* PROVIDED DATA
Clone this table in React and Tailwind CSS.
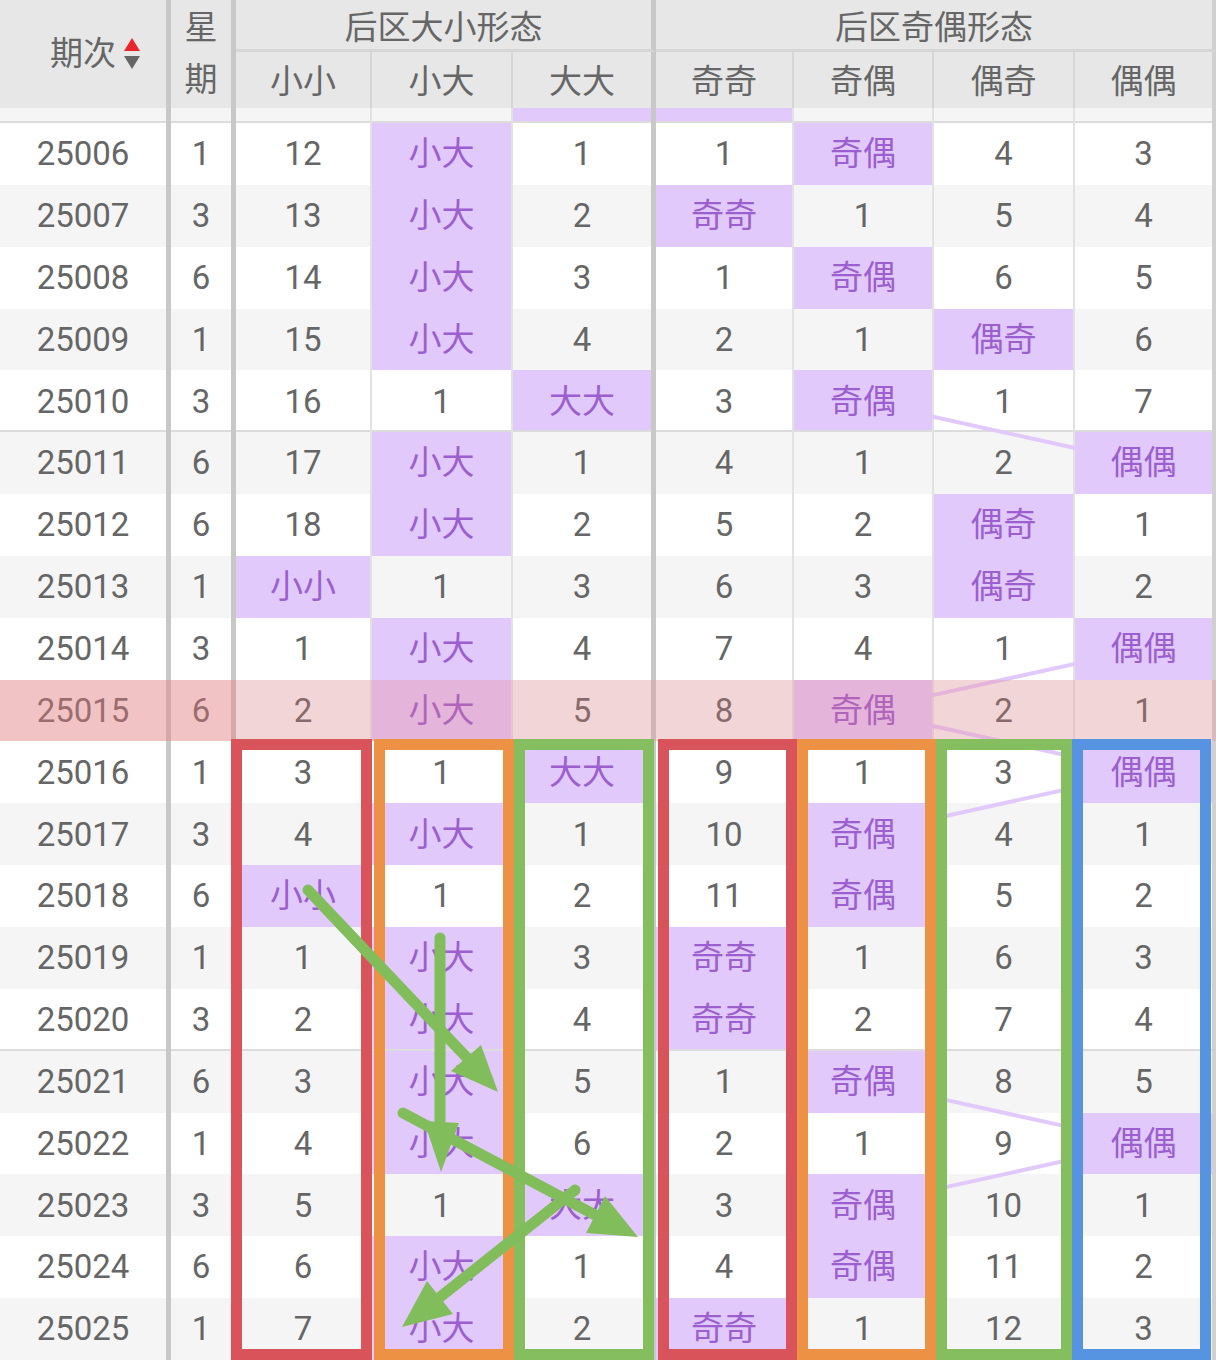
import React from 'react';

const COLS = 'grid grid-cols-[171px_65px_136px_141px_143px_138px_140px_141px_141px]';

// right border of each of the 9 columns
const EDGE = [
  'border-r-[5px] border-[#c8c8c8]',
  'border-r-[5px] border-[#c8c8c8]',
  'border-r-2 border-[#e2e2e2]',
  'border-r-2 border-[#e2e2e2]',
  'border-r-[5px] border-[#c8c8c8]',
  'border-r-2 border-[#e2e2e2]',
  'border-r-2 border-[#e2e2e2]',
  'border-r-2 border-[#e2e2e2]',
  'border-r-4 border-[#d0d0d0]',
];

const rows = [
  ['25006', 1, 12, '小大', 1, 1, '奇偶', 4, 3],
  ['25007', 3, 13, '小大', 2, '奇奇', 1, 5, 4],
  ['25008', 6, 14, '小大', 3, 1, '奇偶', 6, 5],
  ['25009', 1, 15, '小大', 4, 2, 1, '偶奇', 6],
  ['25010', 3, 16, 1, '大大', 3, '奇偶', 1, 7],
  ['25011', 6, 17, '小大', 1, 4, 1, 2, '偶偶'],
  ['25012', 6, 18, '小大', 2, 5, 2, '偶奇', 1],
  ['25013', 1, '小小', 1, 3, 6, 3, '偶奇', 2],
  ['25014', 3, 1, '小大', 4, 7, 4, 1, '偶偶'],
  ['25015', 6, 2, '小大', 5, 8, '奇偶', 2, 1],
  ['25016', 1, 3, 1, '大大', 9, 1, 3, '偶偶'],
  ['25017', 3, 4, '小大', 1, 10, '奇偶', 4, 1],
  ['25018', 6, '小小', 1, 2, 11, '奇偶', 5, 2],
  ['25019', 1, 1, '小大', 3, '奇奇', 1, 6, 3],
  ['25020', 3, 2, '小大', 4, '奇奇', 2, 7, 4],
  ['25021', 6, 3, '小大', 5, 1, '奇偶', 8, 5],
  ['25022', 1, 4, '小大', 6, 2, 1, 9, '偶偶'],
  ['25023', 3, 5, 1, '大大', 3, '奇偶', 10, 1],
  ['25024', 6, 6, '小大', 1, 4, '奇偶', 11, 2],
  ['25025', 1, 7, '小大', 2, '奇奇', 1, 12, 3],
];

const TOP = 123;
const ROW_H = 61.85;
const colX = [[236, 371], [372, 511], [513, 651], [656, 792], [794, 932], [934, 1073], [1075, 1212]];

function trendLines() {
  const out = [];
  const groups = [[2, 3, 4], [5, 6, 7, 8]];
  groups.forEach((g) => {
    for (let i = 0; i < rows.length - 1; i++) {
      const a = g.find((c) => typeof rows[i][c] === 'string') - 2;
      const b = g.find((c) => typeof rows[i + 1][c] === 'string') - 2;
      if (Math.abs(a - b) < 2) continue;
      const xa = (colX[a][0] + colX[a][1]) / 2;
      const xb = (colX[b][0] + colX[b][1]) / 2;
      const ya = TOP + (i + 0.5) * ROW_H;
      const yb = TOP + (i + 1.5) * ROW_H;
      const x1 = a < b ? colX[a][1] : colX[a][0];
      const x2 = a < b ? colX[b][0] : colX[b][1];
      const yAt = (x) => ya + ((x - xa) * (yb - ya)) / (xb - xa);
      out.push([x1, yAt(x1), x2, yAt(x2)]);
    }
  });
  return out;
}

function SortIcon() {
  return (
    <svg width="18" height="32" viewBox="0 0 18 32" className="absolute left-full top-1/2 -translate-y-1/2 ml-[7px]">
      <path d="M9 0 L17 13 H1 Z" fill="#e8262b" />
      <path d="M9 31 L17 18 H1 Z" fill="#666" />
    </svg>
  );
}

function Header() {
  return (
    <div className={`${COLS} grid-rows-[52px_56px] h-[108px] bg-[#e7e7e7] text-[#666]`}>
      <div className="row-span-2 border-r-[5px] border-[#c8c8c8] flex items-center justify-center">
        <span className="relative">
          期次
          <SortIcon />
        </span>
      </div>
      <div className="row-span-2 border-r-[5px] border-[#c8c8c8] flex flex-col items-center justify-center leading-[52px]">
        <span>星</span>
        <span>期</span>
      </div>
      <div className="col-span-3 border-r-[5px] border-r-[#c8c8c8] border-b-[3px] border-b-[#d6d6d6] flex items-center justify-center pt-[6px]">
        后区大小形态
      </div>
      <div className="col-span-4 border-r-4 border-r-[#d0d0d0] border-b-[3px] border-b-[#d6d6d6] flex items-center justify-center pt-[6px]">
        后区奇偶形态
      </div>
      {['小小', '小大', '大大', '奇奇', '奇偶', '偶奇', '偶偶'].map((t, i) => (
        <div
          key={t}
          className={`flex items-center justify-center pt-[4px] ${
            i === 2 ? 'border-r-[5px] border-[#c8c8c8]' : i === 6 ? 'border-r-4 border-[#d0d0d0]' : 'border-r-2 border-[#d6d6d6]'
          }`}
        >
          {t}
        </div>
      ))}
    </div>
  );
}

function Row({ data }) {
  const odd = Number(data[0]) % 2 === 1;
  const mark = data[0] === '25010' || data[0] === '25020';
  const hot = data[0] === '25015';
  return (
    <div className={`${COLS} relative`}>
      {data.map((v, i) => {
        const purple = typeof v === 'string' && i > 1;
        return (
          <div
            key={i}
            className={`flex items-center justify-center ${EDGE[i]} ${
              purple ? 'bg-[#e2c9fb] text-[#9b5fcf]' : odd ? 'bg-[#f5f5f5] text-[#666]' : 'bg-white text-[#666]'
            } ${mark ? 'shadow-[inset_0_-2px_0_#dcdcdc]' : ''}`}
          >
            {v}
          </div>
        );
      })}
      {hot && (
        <>
          <div className="absolute left-0 top-0 bottom-0 w-[236px] bg-[#eb787d]/40 z-20" />
          <div className="absolute left-[236px] top-0 bottom-0 right-0 bg-[#eb787d]/25 z-20" />
        </>
      )}
    </div>
  );
}

const boxes = [
  ['#d9535b', 231, 372],
  ['#ed9245', 374, 514],
  ['#84be5e', 514, 654],
  ['#d9535b', 658, 797],
  ['#ed9245', 797, 936],
  ['#84be5e', 936, 1072],
  ['#5694e2', 1072, 1211],
];

const arrows = [
  { line: [308, 890, 488, 1080], head: '498,1092 481,1045 451,1071' },
  { line: [440, 938, 440, 1130], head: '441,1172 424,1121 459,1123' },
  { line: [403, 1113, 612, 1224], head: '638,1237 586,1233 605,1196' },
  { line: [575, 1190, 425, 1309], head: '402,1327 453,1314 427,1281' },
];

export default function App() {
  const lines = trendLines();
  return (
    <div className="relative w-[1216px] h-[1360px] overflow-hidden bg-white font-['Roboto','Noto_Sans_CJK_SC',sans-serif] text-[33px]">
      <Header />
      {/* tail of row 25005 scrolled under the header */}
      <div className={`${COLS} h-[15px]`}>
        {EDGE.map((e, i) => (
          <div
            key={i}
            className={`${e} ${i === 4 || i === 5 ? 'bg-[#e2c9fb]' : 'bg-[#f5f5f5]'} shadow-[inset_0_-2px_0_#dcdcdc]`}
          />
        ))}
      </div>
      <div className="grid grid-rows-[repeat(20,1fr)] h-[1237px]">
        {rows.map((r) => (
          <Row key={r[0]} data={r} />
        ))}
      </div>

      <svg className="absolute inset-0 z-10 pointer-events-none" width="1216" height="1360">
        {lines.map(([x1, y1, x2, y2], i) => (
          <line key={i} x1={x1} y1={y1} x2={x2} y2={y2} stroke="#e2c9fb" strokeWidth="4" />
        ))}
      </svg>

      <svg className="absolute inset-0 z-30 pointer-events-none" width="1216" height="1360">
        {boxes.map(([c, x1, x2], i) => (
          <rect key={i} x={x1 + 5.5} y={744.5} width={x2 - x1 - 11} height={610} fill="none" stroke={c} strokeWidth="11" />
        ))}
        {arrows.map((a, i) => (
          <g key={i}>
            <line x1={a.line[0]} y1={a.line[1]} x2={a.line[2]} y2={a.line[3]} stroke="#82bd5c" strokeWidth="11" strokeLinecap="round" />
            <polygon points={a.head} fill="#82bd5c" />
          </g>
        ))}
      </svg>
    </div>
  );
}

* SHORT PROBLEM
Pick out every line of the listing containing the word "React", and show those lines.

* FINAL RESULT
Clone this table in React and Tailwind CSS.
import React from 'react';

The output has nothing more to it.